Le concert débute par Theme from Sparta F.C. Les musiciens commencent à jouer, avant que M.E.S. n'arrive sous les cris d'excitation du public. A cette petite mise en scène, on comprend que le chanteur n'a pas une petite idée de sa valeur. On croirait assister à un concert de reggae quand les Lee Perry, Max Roméo, LKJ s'avance très cérémonieusement sous les lumières après que leur groupe s'est bien masturbé sur un instrumental. En général, l'intervention des stars rastas se limite à trois quart d'heure. Leur temps est précieux. C'est un peu la même histoire avec The Fall.

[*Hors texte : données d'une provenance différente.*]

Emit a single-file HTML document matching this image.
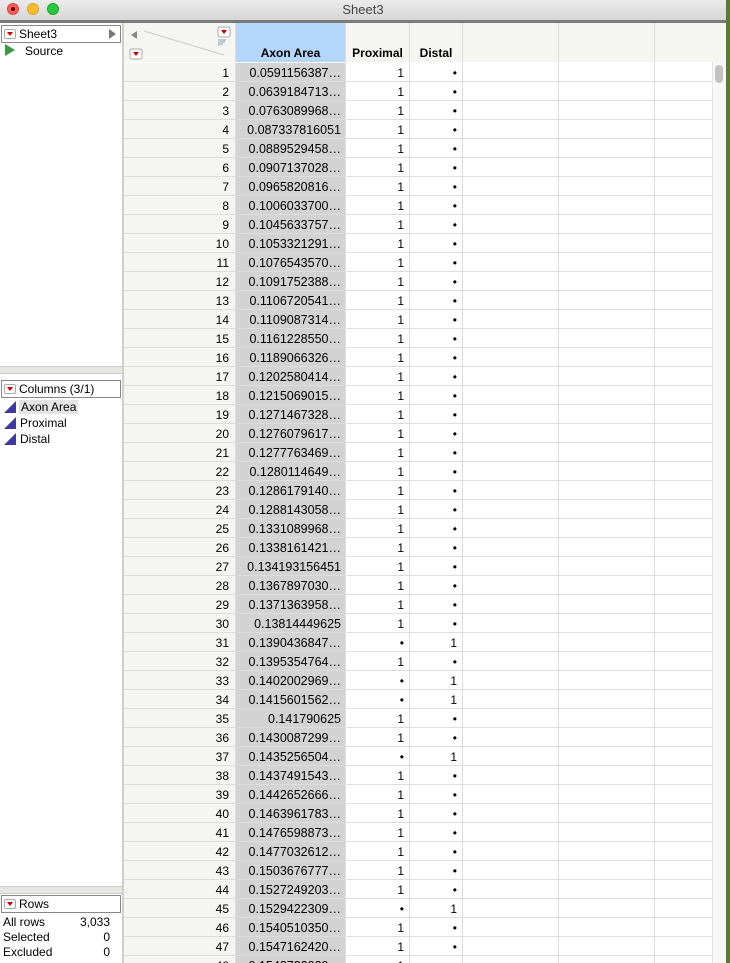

M.E.S. quitte la scène après une demi-heure. Ce n'était pas prévu ainsi. Il va carrément voir chaque musicien pour leur dire d'oublier la setlist et de quitter leur place. Ceux-ci semblent terriblement frustrés. Le concert se déroulait à merveille. Le public était réceptif et enthousiaste avec un gentil pogo dans la fosse. Mais il en va ainsi quand on travaille avec M.E.S. Le vétéran de l'underground n'est pas à une vexation près. Un de ses petits plaisirs est ainsi de dérégler les amplis de ces musiciens au moment même où ils jouent. Il déambule l'air de rien pendant les passages instrumentaux et hop le guitariste ne s'entend plus jouer. C'est assez cocasse. Quelques secondes plus tard, le guitariste, au milieu de la même chanson se rapproche de son ampli pour remettre le bouton à sa position initiale, avant que M.E.S. ne revienne à la charge sur le morceau suivant. C'est plus un jeu qu'autre chose. Tout le monde y a droit, le bassiste, le batteur et même sa moitié Eleni. Les techniciens du plateau sont un peu désemparés. Ils n'ont pas compris tout de suite la blague, croyant à une déficience du matériel. Sur Blindness, joué à la fin du premier rappel, M.E.S. revient taquiner Eleni. Il fait semblant de vouloir tripatouiller une nouvelle fois l'ampli, mais cette fois il glisse sa main, par derrière, sur le clavier du Korg.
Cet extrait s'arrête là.